PostgreSQL is an excellent database engine, which is extremely popular these days. In my opinion, this popularity is well-deserved, as it not only delivers exceptional performance and reliability but also provides tons of unique features not found in other relational databases: JSONB type, inverted index, arrays, and many others.

A few times I heard the question: “If PostgreSQL supports JSONB and allows building indexes on individual JSON document fields, what’s the point in using document databases such as MongoDB?” This question may sound weird and unprofessional because it lacks many important factors, but if developers ask this, let’s give an answer.

First, we need to define what JSONB is. In simple terms, it is a binary-serialized JSON — it gets a JSON text as input but stores it in a decomposed binary format that makes it slightly slower to input due to added conversion overhead but significantly faster to process since no reparsing is needed. This makes it similar to BSON, which originates from MongoDB.

Let’s see what we can do with a JSONB column in PostgreSQL.

CREATE TABLE sample_jsonb (
  id serial NOT NULL PRIMARY KEY,
  data jsonb
);

INSERT INTO sample_jsonb (data) VALUES 
('{"name": "First", "count": 12, "orderDate": "2022-03-03T12:14:01", "extra": "some text"}');
INSERT INTO sample_jsonb (data) VALUES
('{"name": "Second", "count": 23, "orderDate": "2022-04-03T15:17:01"}');

SELECT data->>'name', data->>'orderDate'
FROM sample_jsonb
WHERE (data->'count')::int > 12

We got a table with a JSONB column, inserted a couple of JSON documents there, and queried the table accessing their individual fields. Here we can see the first inconvenience — non-string fields must be explicitly cast to the target type to be compared with the corresponding values. There are only two operators that extract individual fields from JSONB: -> and ->> returning JSONB and text representation respectively. Thus, you must cast the value to get a number.

The first important question that may arise here is: “How can these fields be indexed?” The good news is that the field access expressions used in the query above can also participate in index definitions (the JSONB field expression must be put in parenthesis in this case):

CREATE INDEX sample_jsonb_count_idx 
ON sample_jsonb (((data->'count')::int));

Further executions of the original query will be able to leverage this index.

Thus, PostgreSQL allows us to store objects of dynamic structure and index their fields or combinations of fields. It may already sound like a document-oriented database, but it is too early to make conclusions — we have a few more things to explore.

Talking about JSONB, I can’t omit the Generalized Inverted Index (GIN), which can address some scenarios that usually present a challenge for general-purpose databases:

Full-text search
Querying rows by arbitrary combinations of multiple fields

On a high level, you can think of an inverted index as a dictionary that provides a list of document references for every distinct combination of a field path and the corresponding field value.
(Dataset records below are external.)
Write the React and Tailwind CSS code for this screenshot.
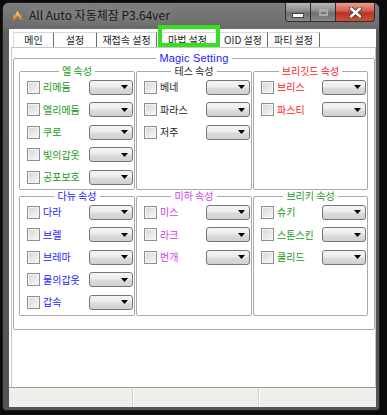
import React from 'react';

const groups = [
  { title: '엘 속성', color: 'text-[#1c9a1c]', items: ['리메듐', '엘리메듐', '쿠로', '빛의갑옷', '공포보호'] },
  { title: '테스 속성', color: 'text-[#262626]', items: ['베네', '파라스', '저주'] },
  { title: '브리깃드 속성', color: 'text-[#ff2020]', items: ['브리스', '파스티'] },
  { title: '다뉴 속성', color: 'text-[#1a1aff]', items: ['다라', '브렐', '브레마', '물의갑옷', '갑속'] },
  { title: '미하 속성', color: 'text-[#d23cf0]', items: ['미스', '라크', '번개'] },
  { title: '브리키 속성', color: 'text-[#1c9a1c]', items: ['슈키', '스톤스킨', '쿨리드'] },
];

const tabs = [
  { label: '메인', w: 'w-[41px]' },
  { label: '설정', w: 'w-[43px]' },
  { label: '재접속 설정', w: 'w-[60px]' },
  { label: '마법 설정', w: 'w-[62px]' },
  { label: 'OID 설정', w: 'w-[49px]' },
  { label: '파티 설정', w: 'w-[52px]' },
];

function CheckBox() {
  return (
    <div className="w-[13px] h-[13px] shrink-0 border border-[#8e8f8f] bg-[linear-gradient(135deg,#d6d6d6,#f8f8f8)] shadow-[inset_0_0_0_1px_#f4f4f4]" />
  );
}

function Combo() {
  return (
    <div className="ml-auto mr-px w-[44px] h-[15px] shrink-0 rounded-[3px] border border-[#767676] bg-[linear-gradient(to_bottom,#f5f5f5,#ececec_45%,#dcdcdc_55%,#d0d0d0)] flex items-center justify-end pr-[4px]">
      <svg width="7" height="4" viewBox="0 0 7 4">
        <path d="M0 0H7L3.5 4Z" fill="#000" />
      </svg>
    </div>
  );
}

function Group({ title, color, items, h }) {
  return (
    <fieldset className={`border border-[#a9a9a9] rounded-[2px] ${h}`}>
      <legend className={`mx-auto px-[3px] text-[10px] leading-[10px] ${color}`}>{title}</legend>
      <div className="flex flex-col">
        {items.map((it) => (
          <div key={it} className="h-[22.5px] flex items-center pl-[7px]">
            <CheckBox />
            <span className={`ml-[3px] text-[10px] leading-[12px] ${color}`}>{it}</span>
            <Combo />
          </div>
        ))}
      </div>
    </fieldset>
  );
}

export default function App() {
  return (
    <div className="relative w-[387px] h-[415px] overflow-hidden bg-[#0b0b0b] font-['Noto_Sans_CJK_KR','Noto_Sans',sans-serif]">
      <div className="ml-[2px] mt-[2px] w-[378px] h-[409px] flex flex-col border border-[#1c1c1c] rounded-t-[7px] rounded-b-[4px] bg-[linear-gradient(to_bottom,#6c6c6c,#5a5a5a_10%,#545454)]">
        {/* Title bar */}
        <div className="h-[26px] flex items-start rounded-t-[6px] bg-[linear-gradient(to_bottom,#7c7c7c,#6a6a6a)]">
          <div className="h-[24px] flex items-center pl-[9px]">
            <svg width="11" height="9" viewBox="0 0 11 9">
              <defs>
                <linearGradient id="ic" x1="0" y1="0" x2="0" y2="1">
                  <stop offset="0" stopColor="#ffe27a" />
                  <stop offset="1" stopColor="#d07a10" />
                </linearGradient>
              </defs>
              <path d="M5.5 0L11 9H8.2L5.5 4.2L2.8 9H0Z M1 3L2.5 5.5L1.6 7Z M10 3L8.5 5.5L9.4 7Z" fill="url(#ic)" />
            </svg>
            <span className="ml-[6px] text-[12px] leading-[14px] text-[#151515] [text-shadow:0_0_8px_rgba(255,255,255,0.45)]">
              All Auto 자동체잠 P3.64ver
            </span>
          </div>
          <div className="ml-auto mr-[4px] flex">
            <div className="w-[26px] h-[19px] rounded-bl-[4px] border border-t-0 border-[#2e2e2e] bg-[linear-gradient(to_bottom,#b8b8b8,#8c8c8c_45%,#6e6e6e_55%,#8a8a8a)] flex items-end justify-center pb-[4px]">
              <div className="w-[10px] h-[3px] bg-white border border-[#444] box-content -mb-px" />
            </div>
            <div className="w-[25px] h-[19px] border-b border-r border-[#2e2e2e] bg-[linear-gradient(to_bottom,#b8b8b8,#8c8c8c_45%,#6e6e6e_55%,#8a8a8a)] flex items-center justify-center">
              <div className="w-[9px] h-[7px] border-2 border-[#a9a9a9] border-t-[3px]" />
            </div>
            <div className="w-[39px] h-[19px] rounded-br-[4px] border border-t-0 border-l-0 border-[#2e2e2e] bg-[linear-gradient(to_bottom,#e9a093,#d3594a_45%,#b8321f_55%,#c9533a)] flex items-center justify-center">
              <svg width="13" height="11" viewBox="0 0 13 11">
                <path d="M2 1.5L11 9.5M11 1.5L2 9.5" stroke="#3a3a3a" strokeWidth="4.2" strokeLinecap="round" />
                <path d="M2 1.5L11 9.5M11 1.5L2 9.5" stroke="#ffffff" strokeWidth="2.4" strokeLinecap="round" />
              </svg>
            </div>
          </div>
        </div>

        {/* Client area */}
        <div className="ml-[6px] mr-[3px] mb-[3px] flex-1 flex flex-col bg-white">
          {/* Tabs */}
          <div className="mt-[3px] ml-[4px] h-[15px] flex">
            {tabs.map((t, i) => (
              <div
                key={t.label}
                className={`${t.w} h-[15px] flex items-center justify-center border-t border-[#d9d9d9] border-r border-r-[#6d6d6d] ${i === 0 ? 'border-l border-l-[#d9d9d9]' : ''} text-[10px] leading-[12px] text-[#1e1e1e]`}
              >
                {t.label}
              </div>
            ))}
          </div>

          {/* Tab panel */}
          <div className="ml-[2px] flex-1 border-t border-l border-r border-[#c6c6c6]">
            <fieldset className="mt-[4px] ml-px w-[362px] border border-[#a9a9a9] rounded-[2px] pb-[13px]">
              <legend className="mx-auto px-[3px] text-[11px] leading-[12px] text-[#1a1aff] font-['Liberation_Sans',sans-serif] tracking-[0.2px]">
                Magic Setting
              </legend>
              <div className="mt-[2px] pl-[5px] grid grid-cols-[116px_116px_115px] gap-x-px gap-y-px">
                {groups.map((g, i) => (
                  <Group key={g.title} {...g} h={i < 3 ? 'h-[124px]' : 'h-[125px]'} />
                ))}
              </div>
            </fieldset>
          </div>

          {/* Status bar */}
          <div className="h-[20px] flex border-t border-[#9c9c9c] bg-[#f0eeeb]">
            <div className="w-[124px] border-r border-[#d4d0cb]" />
            <div className="w-[126px] border-l border-white border-r border-r-[#d4d0cb]" />
            <div className="flex-1 border-l border-white" />
          </div>
        </div>
      </div>

      {/* Green highlight annotation around selected tab */}
      <div className="absolute left-[158px] top-[25px] w-[62px] h-[22px] border-[4px] border-[#35e01c]" />
    </div>
  );
}
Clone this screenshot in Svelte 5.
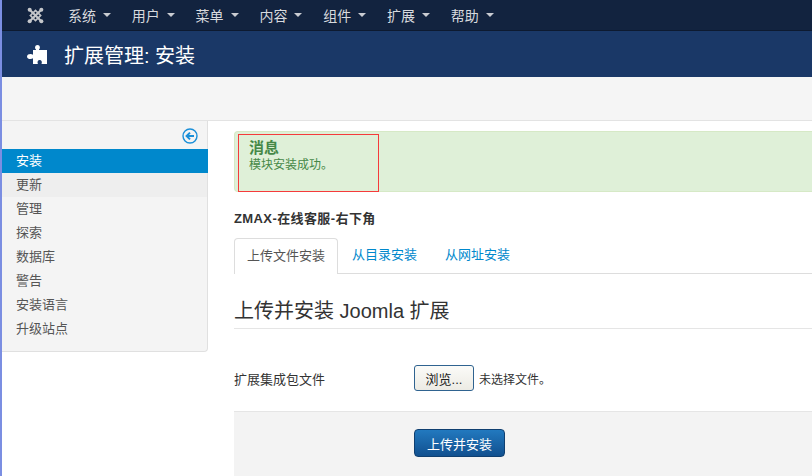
<script>
  const menus = ['系统', '用户', '菜单', '内容', '组件', '扩展', '帮助'];
  const side = ['安装', '更新', '管理', '探索', '数据库', '警告', '安装语言', '升级站点'];
  const tabs = ['上传文件安装', '从目录安装', '从网址安装'];
</script>

<div class="page">
  <div class="strip"></div>
  <div class="main">
    <nav class="nav">
      <svg class="logo" viewBox="0 0 16 16" width="17" height="17" aria-hidden="true">
        <g fill="none" stroke="#c4c6ca">
          <path d="M3 3 L13 13 M13 3 L3 13" stroke-width="2" />
          <path d="M3.2 8 L8 3.2 L12.8 8 L8 12.8 Z" stroke-width="1.6" />
        </g>
        <circle cx="2.5" cy="2.5" r="1.9" fill="#c4c6ca" />
        <circle cx="13.5" cy="2.5" r="1.9" fill="#c4c6ca" />
        <circle cx="2.5" cy="13.5" r="1.9" fill="#c4c6ca" />
        <circle cx="13.5" cy="13.5" r="1.9" fill="#c4c6ca" />
      </svg>
      <ul class="menu">
        {#each menus as m}
          <li>{m}<span class="caret"></span></li>
        {/each}
      </ul>
    </nav>
    <header class="head">
      <svg class="puzzle" viewBox="0 0 20 20" width="20" height="20" aria-hidden="true">
        <path fill="#fff" d="M9 5.5 C7.6 4.6 7.6 1 10.5 1 C13.4 1 13.4 4.6 12 5.5 L12 6 L20 6 L20 20 L14.5 20 C15.4 18 14.6 16 12.7 16 C10.8 16 10 18 10.9 20 L6 20 L6 14.3 C4.5 15.6 0 15.4 0 12.5 C0 9.6 4.5 9.4 6 10.7 L6 6 L9 6 Z" />
      </svg>
      <h1>扩展管理: 安装</h1>
    </header>
    <div class="subhead"></div>
    <div class="body">
      <aside class="sidebar">
        <div class="toggle">
          <svg viewBox="0 0 16 16" width="16" height="16" aria-hidden="true">
            <circle cx="8" cy="8" r="7" fill="none" stroke="#1a8fd8" stroke-width="1.4" />
            <path d="M12 8 H5 M8 4.6 L4.6 8 L8 11.4" fill="none" stroke="#1a8fd8" stroke-width="2" />
          </svg>
        </div>
        <ul class="sidelist">
          {#each side as s, i}
            <li class:active={i === 0} class:hover={i === 1}>{s}</li>
          {/each}
        </ul>
      </aside>
      <section class="content">
        <div class="alert">
          <div class="msgbox">
            <h4>消息</h4>
            <p>模块安装成功。</p>
          </div>
        </div>
        <div class="name">ZMAX-在线客服-右下角</div>
        <ul class="tabs">
          {#each tabs as t, i}
            <li class:current={i === 0}>{t}</li>
          {/each}
        </ul>
        <h2>上传并安装 Joomla 扩展</h2>
        <div class="row">
          <span class="label">扩展集成包文件</span>
          <button class="browse">浏览...</button>
          <span class="nofile">未选择文件。</span>
        </div>
        <div class="actions">
          <button class="submit">上传并安装</button>
        </div>
      </section>
    </div>
  </div>
</div>

<style>
  :global(body) {
    margin: 0;
    background: #fff;
    overflow: hidden;
  }
  .page {
    display: flex;
    width: 812px;
    height: 476px;
    overflow: hidden;
    font-family: "Liberation Sans", "Noto Sans CJK SC", sans-serif;
    font-size: 13px;
    color: #333;
  }
  .strip {
    flex: 0 0 2px;
    background: #7b8ee2;
  }
  .main {
    flex: 1;
    min-width: 0;
    display: flex;
    flex-direction: column;
  }
  .nav {
    height: 31px;
    box-sizing: border-box;
    background: #12233f;
    border-bottom: 1px solid #0d1a30;
    display: flex;
    align-items: center;
    padding-left: 25px;
  }
  .logo {
    flex: none;
  }
  .menu {
    display: flex;
    list-style: none;
    margin: 0 0 0 24px;
    padding: 0;
    gap: 20.8px;
    color: #d8dade;
    font-size: 14px;
  }
  .menu li {
    display: flex;
    align-items: center;
    white-space: nowrap;
  }
  .caret {
    width: 0;
    height: 0;
    margin-left: 7px;
    border-left: 4px solid transparent;
    border-right: 4px solid transparent;
    border-top: 4px solid #c9ccd2;
  }
  .head {
    height: 46px;
    background: #1a3867;
    display: flex;
    align-items: center;
    padding-left: 25px;
    gap: 17px;
  }
  .head h1 {
    margin: 0;
    font-size: 20px;
    font-weight: 400;
    color: #fff;
  }
  .subhead {
    height: 44px;
    box-sizing: border-box;
    background: #f5f5f5;
    border-bottom: 1px solid #e3e3e3;
  }
  .body {
    flex: 1;
    display: flex;
    min-height: 0;
  }
  .sidebar {
    flex: 0 0 auto;
    align-self: flex-start;
    width: 205px;
    height: 230px;
    background: #f4f4f4;
    border-right: 1px solid #e0e0e0;
    border-bottom: 1px solid #e0e0e0;
    border-bottom-right-radius: 4px;
  }
  .toggle {
    height: 28px;
    display: flex;
    justify-content: flex-end;
    align-items: center;
    padding-right: 9px;
    padding-top: 2px;
    box-sizing: border-box;
  }
  .sidelist {
    list-style: none;
    margin: 0;
    padding: 0;
  }
  .sidelist li {
    height: 24px;
    line-height: 24px;
    padding-left: 14px;
    color: #555;
  }
  .sidelist li.active {
    background: #0088cc;
    color: #fff;
    margin-right: -1px;
  }
  .sidelist li.hover {
    background: #eeeeee;
  }
  .content {
    flex: 1;
    min-width: 0;
    margin-left: 26px;
  }
  .alert {
    margin-top: 10px;
    height: 61px;
    background: #dff0d8;
    border: 1px solid #d6e9c6;
    border-right: 0;
    border-radius: 4px 0 0 4px;
    box-sizing: border-box;
    padding: 2px 0 0 3px;
  }
  .msgbox {
    width: 141px;
    height: 58px;
    box-sizing: border-box;
    border: 1px solid #f53b3b;
    color: #468847;
    padding: 5px 0 0 10px;
  }
  .msgbox h4 {
    margin: 0;
    font-size: 15px;
    line-height: 16px;
    font-weight: 700;
  }
  .msgbox p {
    margin: 1px 0 0;
    line-height: 16px;
    font-size: 12px;
  }
  .name {
    margin-top: 19px;
    font-size: 13px;
    font-weight: 700;
    line-height: 16px;
    letter-spacing: 0.4px;
    color: #333;
  }
  .tabs {
    display: flex;
    list-style: none;
    margin: 11px 0 0;
    padding: 0;
    height: 36px;
    box-sizing: border-box;
    border-bottom: 1px solid #ddd;
  }
  .tabs li {
    height: 35px;
    line-height: 34px;
    padding: 0 14px;
    color: #0088cc;
  }
  .tabs li.current {
    color: #555;
    background: #fff;
    border: 1px solid #ddd;
    border-bottom: 0;
    border-radius: 4px 4px 0 0;
    padding: 0 12px;
    line-height: 33px;
  }
  h2 {
    margin: 24px 0 0;
    font-size: 20px;
    font-weight: 400;
    line-height: 27px;
    padding-bottom: 3px;
    border-bottom: 1px solid #e5e5e5;
    color: #333;
  }
  .row {
    display: flex;
    align-items: center;
    margin-top: 36px;
    height: 26px;
  }
  .label {
    flex: 0 0 180px;
  }
  .browse {
    width: 60px;
    height: 26px;
    padding: 0;
    font: inherit;
    color: #222;
    background: linear-gradient(#fbfbf8, #ecebe4);
    border: 1px solid #2f6390;
    border-radius: 3px;
  }
  .nofile {
    margin-left: 5px;
    font-size: 12px;
  }
  .actions {
    margin-top: 20px;
    height: 70px;
    background: #f3f3f3;
    border-top: 1px solid #e5e5e5;
    box-sizing: border-box;
    padding: 17px 0 0 180px;
  }
  .submit {
    width: 91px;
    height: 28px;
    padding: 0;
    font: inherit;
    color: #fff;
    background: linear-gradient(#2279bf, #11508f);
    border: 1px solid #0f3f70;
    border-radius: 4px;
  }
</style>
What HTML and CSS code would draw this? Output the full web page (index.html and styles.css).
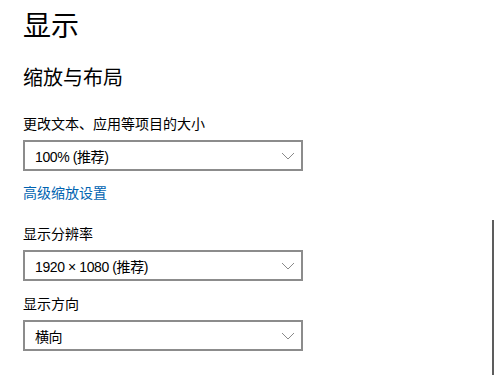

If we index all fields from a JSONB document and then run a query having some of them in the condition, the engine can quickly locate document references for all field-value pairs and then calculate their intersection. On a low level, there are many optimizations, which result in the high efficiency of inverted indexes in handling arbitrary combinations of query predicates.

A set of GIN-specific operators that can be used in a query depends on the operator class specified at index creation. For JSONB, supported classes are:

jsonb_ops — the default operator class, which provides two categories of operators: checking the existence of keys and checking the existence of values based on JSONPath expressions or key-value pairs.
jsonb_path_ops — provides only the latter category and offers better performance for these operators.

Let’s look at some examples to understand the idea better.

CREATE INDEX sample_jsonb_path_ops_idx
ON sample_jsonb USING GIN (data jsonb_path_ops);

SELECT * FROM sample_jsonb WHERE data @> '{"name":"First"}'::jsonb
SELECT * FROM sample_jsonb WHERE data @@ '$.count > 15'

The first select query from above matches all rows where the name property is equal to "First" and the second query — all rows where count is greater than 15. Thus, if you need to check on equality, the operator @> is enough, for all other condition types, you will need JSONPath expressions together with @@ operator.

This syntax may look tricky, but it does the job and extends database engine capabilities beyond what is usually expected from a relational database.

The overview from above may give the impression that PostgreSQL provides enough “document-oriented” capabilities and is even more flexible from the querying perspective than MongoDB despite some trickiness of the query language. However, it is not apparent how fast queries on JSONB fields are. To cover this gap, let’s run a few benchmarks to compare MongoDB and PostgreSQL performance when data structures and queries are equivalent in both databases. I will be using my Database Benchmark tool for this purpose, which gives a very flexible framework for database query benchmarks.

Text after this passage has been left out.